Consequently, in the poem ‘They Flee from Me’ Sir Thomas Wyatt uses the first-person voice. Instead of himself, Wyatt uses a rather dramatic character whose impressions and traits attract the reader’s attention. In the opening stanza, Wyatt applied one of the commonly used techniques amongst other poets in the 16th century which was borrowed from the sonnets in an early 14th century. The line contains a metaphoric image that portrays the beloved as a deer. Sir Thomas Wyatt compares the persona who is a woman in the poem to a deer. Wyatt explains that the deer that is the woman took a risk and feed from the poet’s hand. The particular line was symbolic showing that the poet had complete and utmost control over the woman who grew tame under the hospitable nature of the poet. However, despite the gentle nature of the poet and his charitable acts to feed the deer, Wyatt says that the deer still went into the wild to seek for other sources of ‘food.’ The statement as used by the poet is symbolic of the woman’s unsatisfied nature. Therefore, despite the poet being welcoming to the woman she was still unfaithful and promiscuous.
The second paragraph of the poem, the poet uses a wistful tone taking the reader down memory lane on how his beloved acted indifferently to him. The poet reminisces on the many occasions the woman sought him out and actively seduced him in the act of love. The tone used in the line is used to depict desire and passion for his beloved. Using imagery to bring out the actions of the woman, the poet describes the scenes in a rather vivid and sensual manner.
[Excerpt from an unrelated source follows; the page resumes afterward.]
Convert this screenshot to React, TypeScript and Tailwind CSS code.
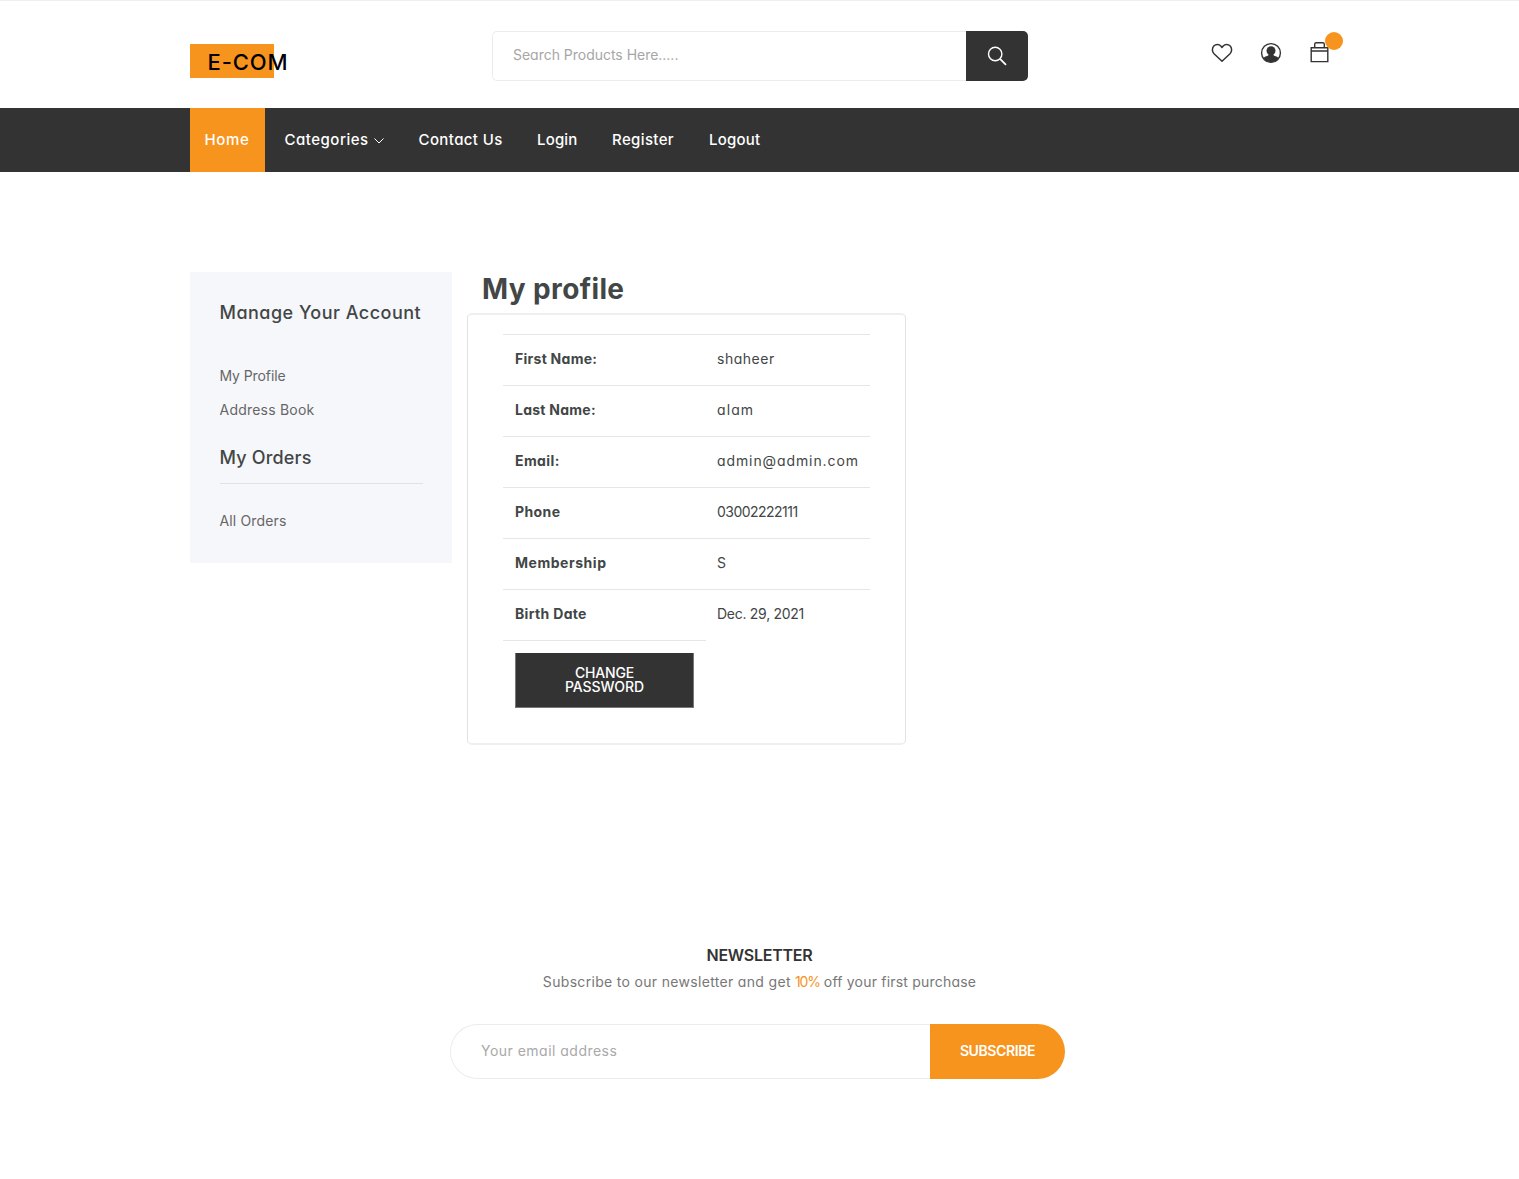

Sir Thomas Wyatt even uses a direct quote of the specific words that she used on him which were undoubtedly playful and seductive in nature. In a twist of event, the poet also describes the wicked ways in which his beloved changed towards him. He explains that her actions symbolized an awakening from a dream which he had been in for a long time. The words of the poet signify a rude awakening to reality which is that his beloved was a promiscuous woman who looked for love in other many places. Despite being the one who sorts the poet out, the woman still leaves him in the end.
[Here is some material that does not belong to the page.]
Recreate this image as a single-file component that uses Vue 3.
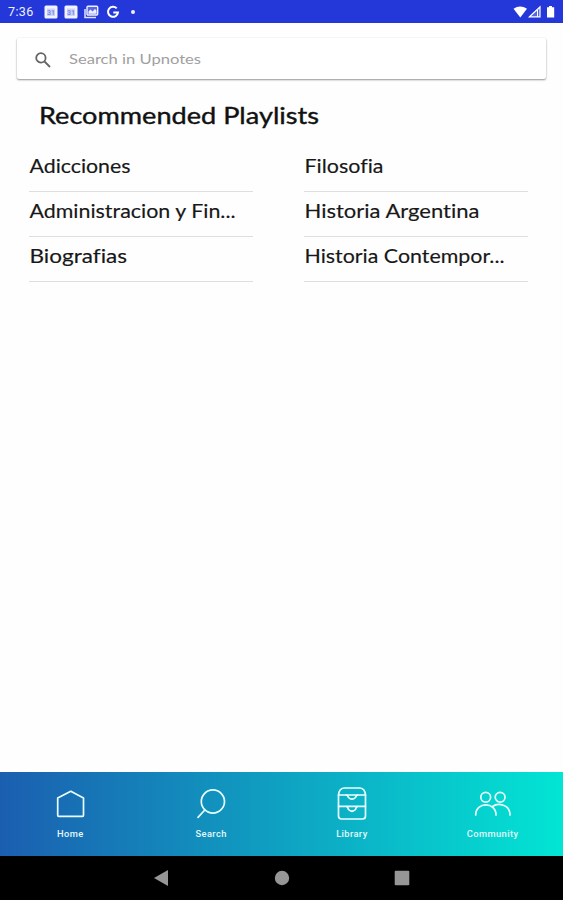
<template>
  <div class="screen">
    <header class="status-bar">
      <span class="clock">7:36</span>
      <div class="notifications">
        <svg v-for="n in 2" :key="n" width="14" height="14" viewBox="0 0 14 14">
          <rect x="0.5" y="0.5" width="13" height="13" rx="1.5" fill="#f1f3ff" />
          <rect x="3" y="3.5" width="8" height="7.5" fill="#cdd4f9" />
          <text x="7" y="10" text-anchor="middle" font-size="7" font-weight="700" fill="#7f8be8">31</text>
        </svg>
        <svg width="15" height="14" viewBox="0 0 15 14">
          <path d="M1 4v8.5h11" fill="none" stroke="#dfe4ff" stroke-width="1.5" />
          <rect x="3" y="1.3" width="10.7" height="8.7" rx="1" fill="#5968e2" stroke="#eef0ff" stroke-width="1.4" />
          <path d="M4.5 8.7V6.5L6.5 4.5L8.500 6.500L11 4L12.500 5.500V8.700Z" fill="#eef0ff" />
        </svg>
        <svg width="14" height="14" viewBox="0 0 14 14">
          <path d="M10.700 3.400A5 5 0 1 0 12 7.400H7.300" fill="none" stroke="#fff" stroke-width="2" />
        </svg>
        <i class="dot"></i>
      </div>
      <svg class="signals" width="44" height="14" viewBox="0 0 44 14">
        <path d="M1.500 3.700Q8 -0.700 15 3.700L8.300 12.500z" fill="#fff" />
        <path d="M17.500 11.800L28 2v9.800z" fill="#5566e4" stroke="#fff" stroke-width="1.200" />
        <path d="M25.500 5v7" stroke="#fff" stroke-width="1" />
        <path d="M35 2.200h2V1h3v1.200h2.200V12.500h-7.200z" fill="#fff" />
      </svg>
    </header>

    <main class="content">
      <label class="search-box">
        <svg class="search-icon" width="18" height="18" viewBox="0 0 18 18">
          <circle cx="6.900" cy="6.900" r="4.700" />
          <path d="M10.500 10.500L16 16" />
        </svg>
        <svg class="label label-search" width="140" height="22">
          <text x="0" y="16" textLength="132" lengthAdjust="spacingAndGlyphs">Search in Upnotes</text>
        </svg>
      </label>

      <h1 class="title">
        <svg class="label label-title" width="290" height="34">
          <text x="0" y="25" textLength="280" lengthAdjust="spacingAndGlyphs">Recommended Playlists</text>
        </svg>
      </h1>

      <div class="playlists">
        <ul v-for="(column, i) in columns" :key="i" class="column">
          <li v-for="item in column" :key="item.name" class="playlist">
            <svg class="label label-item" width="224" height="30">
              <text x="0.500" y="26" :textLength="item.width" lengthAdjust="spacingAndGlyphs">{{ item.name }}</text>
            </svg>
          </li>
        </ul>
      </div>
    </main>

    <nav class="tab-bar">
      <a v-for="tab in tabs" :key="tab.name" class="tab">
        <svg class="tab-icon" width="38" height="36" viewBox="0 0 38 36">
          <path v-for="d in tab.paths" :key="d" :d="d" />
        </svg>
        <span class="tab-name">{{ tab.name }}</span>
      </a>
    </nav>

    <footer class="system-bar">
      <svg width="16" height="18" viewBox="0 0 16 18"><path d="M0 9L14 1v16z" /></svg>
      <svg width="16" height="18" viewBox="0 0 16 18"><circle cx="8" cy="9" r="7.200" /></svg>
      <svg width="16" height="18" viewBox="0 0 16 18"><rect x="0.700" y="1.700" width="14.600" height="14.600" rx="1" /></svg>
    </footer>
  </div>
</template>

<script setup>
// width: drawn length of the name in px
const columns = [
  [
    { name: 'Adicciones', width: 101 },
    { name: 'Administracion y Fin...', width: 206 },
    { name: 'Biografias', width: 97.5 }
  ],
  [
    { name: 'Filosofia', width: 79 },
    { name: 'Historia Argentina', width: 175 },
    { name: 'Historia Contempor...', width: 200 }
  ]
];

const tabs = [
  {
    name: 'Home',
    paths: ['M6.700 12L19.800 5.300L32.500 12V29.300Q32.500 30.300 31.500 30.300H7.700Q6.700 30.300 6.700 29.300Z']
  },
  {
    name: 'Search',
    paths: ['M9.300 15.500a11.600 11.600 0 1 1 23.200 0a11.600 11.600 0 1 1 -23.200 0', 'M12.800 24L6 31.300']
  },
  {
    name: 'Library',
    paths: [
      'M5.500 9H32.500V30Q32.500 33 29.500 33H8.500Q5.500 33 5.500 30Z',
      'M5.500 9Q6 2.500 11 2H27Q32 2.500 32.500 9',
      'M5.500 20.300H32.500',
      'M13.500 9.200Q15 9.500 15.500 11.500Q19 15 22.500 11.500Q23 9.500 24.500 9.200',
      'M13.500 20.500Q15 20.800 15.500 23.500Q19 27 22.500 23.500Q23 20.800 24.500 20.500'
    ]
  },
  {
    name: 'Community',
    paths: [
      'M6.800 11.200a4.900 4.900 0 1 1 9.800 0a4.900 4.900 0 1 1 -9.800 0',
      'M21.200 11.200a4.900 4.900 0 1 1 9.800 0a4.900 4.900 0 1 1 -9.800 0',
      'M1.700 29C1.700 15.500 22 15.500 22 29',
      'M18.500 20.500C24 16.500 36 18.500 36 29'
    ]
  }
];
</script>

<style>
body {
  margin: 0;
  background: #fefefe;
}
</style>

<style scoped>
.screen {
  display: flex;
  flex-direction: column;
  height: 900px;
  overflow: hidden;
  font-family: Lato, sans-serif;
  background: #fefefe;
}

svg {
  display: block;
  flex: none;
}

/* Status bar */
.status-bar {
  display: flex;
  align-items: center;
  height: 23px;
  padding: 1px 7px 0 8px;
  box-sizing: border-box;
  flex: none;
  color: #eef0ff;
  background: #2438d9;
}

.clock {
  width: 36px;
  font: 12.5px/20px Roboto, sans-serif;
  letter-spacing: 0.4px;
}

.notifications {
  display: flex;
  align-items: center;
  gap: 6.2px;
  font-family: Roboto, sans-serif;
}

.dot {
  width: 4px;
  height: 4px;
  margin-left: 5px;
  border-radius: 50%;
  background: #eef0ff;
}

.signals {
  margin-left: auto;
}

/* Page */
.content {
  flex: 1;
  min-height: 0;
  padding-top: 15px;
}

.search-box {
  display: flex;
  align-items: center;
  height: 41px;
  margin: 0 17px;
  padding-left: 17px;
  border-radius: 2px;
  background: #fff;
  box-shadow: 0 1px 2px rgba(0, 0, 0, 0.42), 0 0 2px rgba(0, 0, 0, 0.05);
}

.search-icon {
  margin-top: 3px;
  margin-right: 17px;
  fill: none;
  stroke: #656565;
  stroke-width: 1.8;
}

.label {
  overflow: visible;
  font-variant-ligatures: none;
}

.label-search {
  font-size: 14px;
  fill: #a0a0a0;
}

.title {
  margin: 20px 0 0 39px;
  font-weight: 400;
}

.label-title {
  font-size: 23.5px;
  fill: #111;
  stroke: #111;
  stroke-width: 0.4px;
}

.playlists {
  display: flex;
  gap: 51px;
  padding: 14px 0 0 29px;
}

.column {
  width: 224px;
  margin: 0;
  padding: 0;
  list-style: none;
}

.playlist {
  height: 45px;
  box-sizing: border-box;
  border-bottom: 1px solid #dfdfdf;
}

.label-item {
  font-size: 18.5px;
  fill: #181818;
  stroke: #181818;
  stroke-width: 0.15px;
}

/* Bottom tabs */
.tab-bar {
  display: grid;
  grid-template-columns: repeat(4, 1fr);
  height: 84px;
  flex: none;
  background: linear-gradient(90deg, #1b5eb0 0%, #02e5d4 100%);
}

.tab {
  display: flex;
  flex-direction: column;
  align-items: center;
  padding-top: 14px;
}

.tab-icon {
  fill: none;
  stroke: #e9ffff;
  stroke-width: 1.7;
  stroke-linecap: round;
  stroke-linejoin: round;
}

.tab-name {
  margin-top: 6px;
  color: #e3f9fb;
  font: 500 9.3px/12px Roboto, sans-serif;
  letter-spacing: 0.4px;
}

/* Android navigation */
.system-bar {
  display: flex;
  align-items: center;
  justify-content: center;
  gap: 104px;
  height: 44px;
  flex: none;
  background: #000;
  fill: #969696;
}
</style>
In ‘My Lute Awake’ Sir Thomas Wyatt uses symbolism considerably all through the poem. The lute in the poem is used to symbolize different functions. The lute is first depicted as just that and not the real intended purpose that is unrequited love. The speaker thus hides his real motives from the woman until when he finally feels ready to talk about his feeling to her. The lute is used to represent the love of the speaker for the woman. The technique applied was known as metonymy. In the poem, the speaker tells the woman that both his lute and he were tired. The latter implied that the speaker was tired of using his lute and artistry to impress the woman who did not seem to appreciate any of his efforts. The poet also uses various metaphors in the poem to describe the complicated situation between the speaker and the woman. Like in the other poem, Thomas Wyatt personifies love in the poem too by evoking an image of a person with a bow and arrow, the famous Cupid.
The gifted poet, Sir Thomas Wyatt, has integrated the use of various poetry devices in his poems that have managed to not only make his artistry unique from the rest of the poets in the 16th century but also ensured that his legacy lives on. The various works of art by the poet such as Long Love the in My Thought Doth Harbor, They Flee from Me, and My Lute Awake have displayed an excellent and instead genius use of poetry devices by the poet. In all his poems, Wyatt uses symbolism and imagery to give the reader an accurate description of the events in the poem while giving the characters distinct features. Sir Thomas Wyatt speaks of love in all his poems as they are a reflection of his love life and disastrous marriage to his ex-wife Elizabeth Brooke.